Sunday, June 17, 2012

DIY Febreeze $0.15 per container!

Homemade Febreze: What you'll need: 

  • 1/8 Cup of fabric softener
  • 2 tablespoons Baking Soda 
  • Hot tap water 
  • Spray bottle 





Combine all in bottle, shake well and use! 






Credit to: When the Dinner Bell Rings

Monday, June 11, 2012

Time to take control

Here I sit, Coca-Cola in hand, cigarettes in the ashtray next to me....

In October of 2007 I was diagnosed with PCOS (Polycystic Ovarian Syndrome).  We tried metformin, unsuccessfully, and also metformin combined with clomid, unsuccessfully. Obviously I am able to have children, I've had two.  We've since put things in perspective and decided to steer away from using any fertility medications. I'm not exactly sure why, but for some reason we just stopped. Maybe it was the painful and utterly horrible menstrual cycles that they caused me (when I actually had one) or maybe it was the nasty mood side effects.  Either way we stopped.

Lately I've been reading more into PCOS and realize that it is not only infertility that it is messing with. My entire health is dependent on caring for myself and treating PCOS rather than letting PCOS control me.  In the past 5 years I have gained nearly 40lbs. Luckily I have stayed at that 40lbs for some time and not gone above it. I'm still yet to hit 200lbs exactly but that's not exactly comforting when I look at myself in the mirror. It's nothing compared to the tole that it has taken on my self esteem, my daily activities, and my marriage.

I need to start looking at this as a real medical condition, not just a barrier to having more children.  To start taking care of my body. I am at risk for heart disease and diabetes just to name a few things. I read this article today and I lost it.  I'm not going to be a victim of anything, I'm not going to be "robbed" of anything. Not if I change the outcome with some life style changes....

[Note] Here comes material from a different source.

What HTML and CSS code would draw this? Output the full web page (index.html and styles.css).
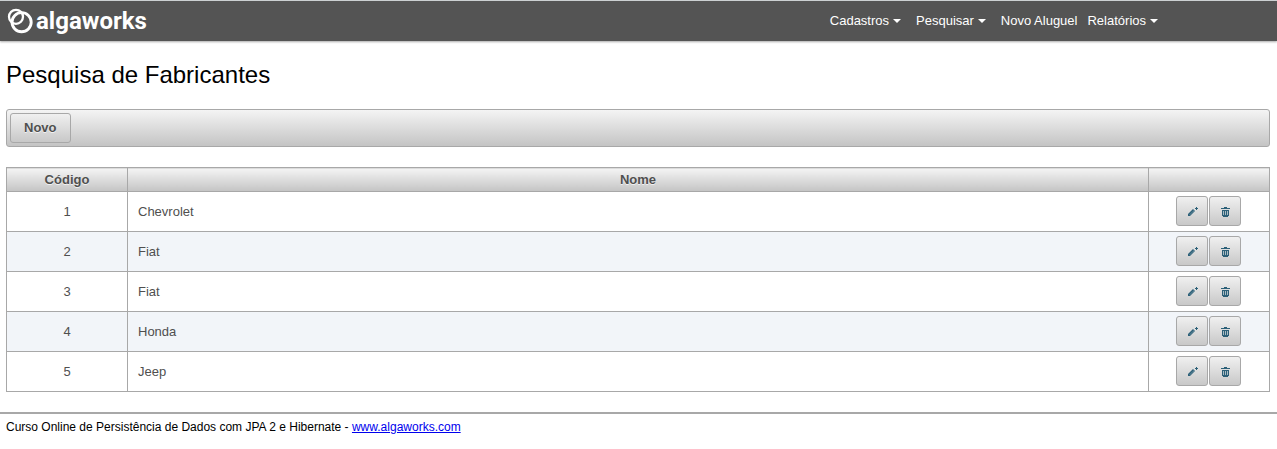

Article from The Daily Muse on PCOS


I also saw this today.....
OUCH!

And this one....
Double OUCH!



It's time to do something about this... It's BEEN time..... I need to get back into control.

Saturday, June 2, 2012

Do the Damn Thang!

Well classes start on Monday. I am as unprepared as I will ever be, in good old Holly fashion! So if my blog goes even further into oblivion I guess you can assume that I've fallen asleep in one of my text books and the drool has worked as an adhesive and so there I lie!

Law school.... friggin law school! AHHHHHH let's do the damn thang!